The Cash Flow Statement shows the actual cash inflow and outflow of the company. I like to invest only in companies that have excellent cash flows: More money is coming in than is going out. There will be years when more money will go out than that come in -- when the company buys new capital assets (Equipment, Building and/or Plants). The one thing I avoid is a company that is always borrowing, even to pay dividends.

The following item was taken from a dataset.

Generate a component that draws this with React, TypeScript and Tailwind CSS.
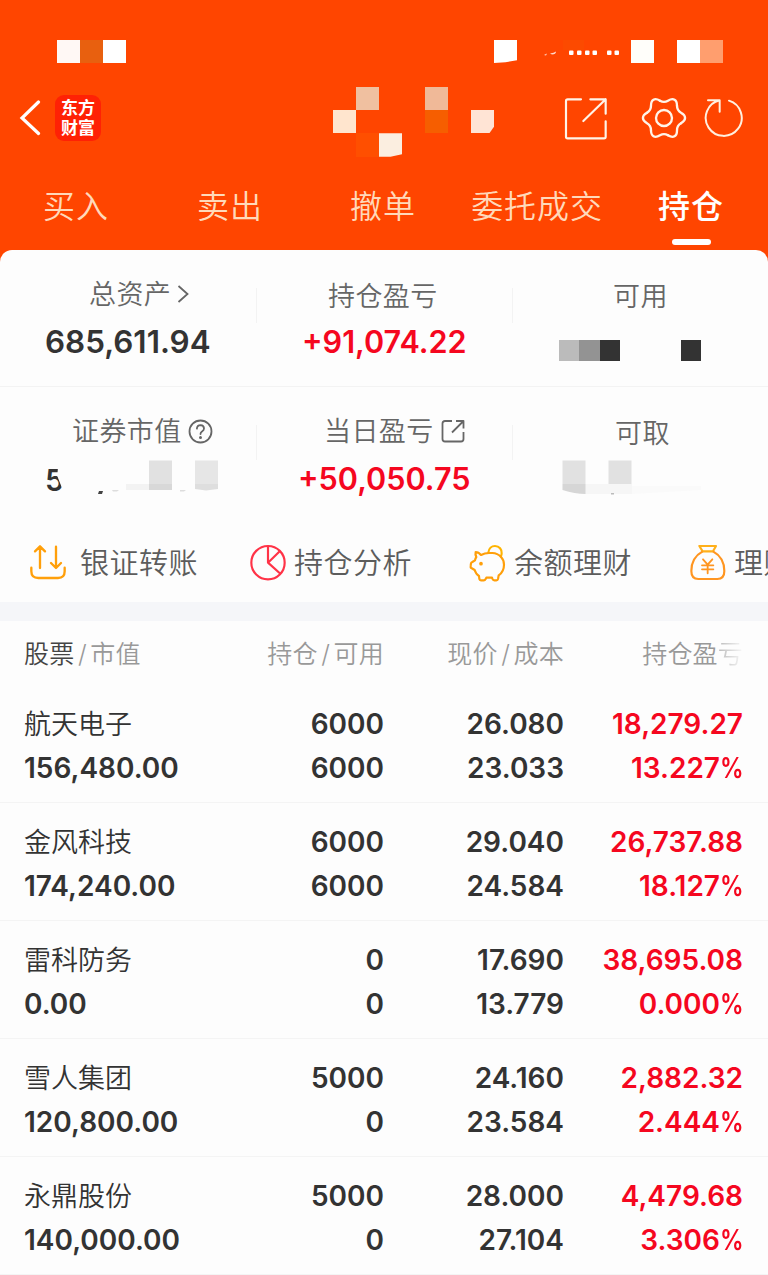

The Cash Flow Statement has 3 major categories:

  • Cash Flow from Operating Activities: This is, perhaps, the most important category. It shows how much money was collected from the customers and how much was spent on the core business/operations. If a company is spending more on its operations than it's getting from Sales, then there's a big problem. And that's what I make sure is not happening in companies I'm considering for investment.
  • Cash Flow from Investing Activities: This shows the cash generated by sale of company assets and cash spent on buying new assets. The net is usually negative, because companies spend more buying new assets than they gain from selling old assets (salvage value).
  • Cash Flow from Financing Activities: This shows cash that came in through financing activities -- taking a loan from a bank, selling bonds, rights issue, e.t.c. And it shows cash that was spent on servicing loans, repaying loans and paying dividends.
Often as the last line, Cash Flow Statements shows you how much cash the company has at a specified date. I like to see big positive numbers here. But it's not a rule.

Finally, Financial Notes.
Notes are additional information provided about entries in the Financial Statements. They explain the reporting standard used, and how the transactions were recorded and (all) things you need to know about the entries in the statements. 

Once I'm happy with a company's numbers, I take time out to read the last Annual Report cover to cover, paying attention to the Notes. If there's no IED detected, I begin calculating the maximum price I'm willing to pay for the company's shares.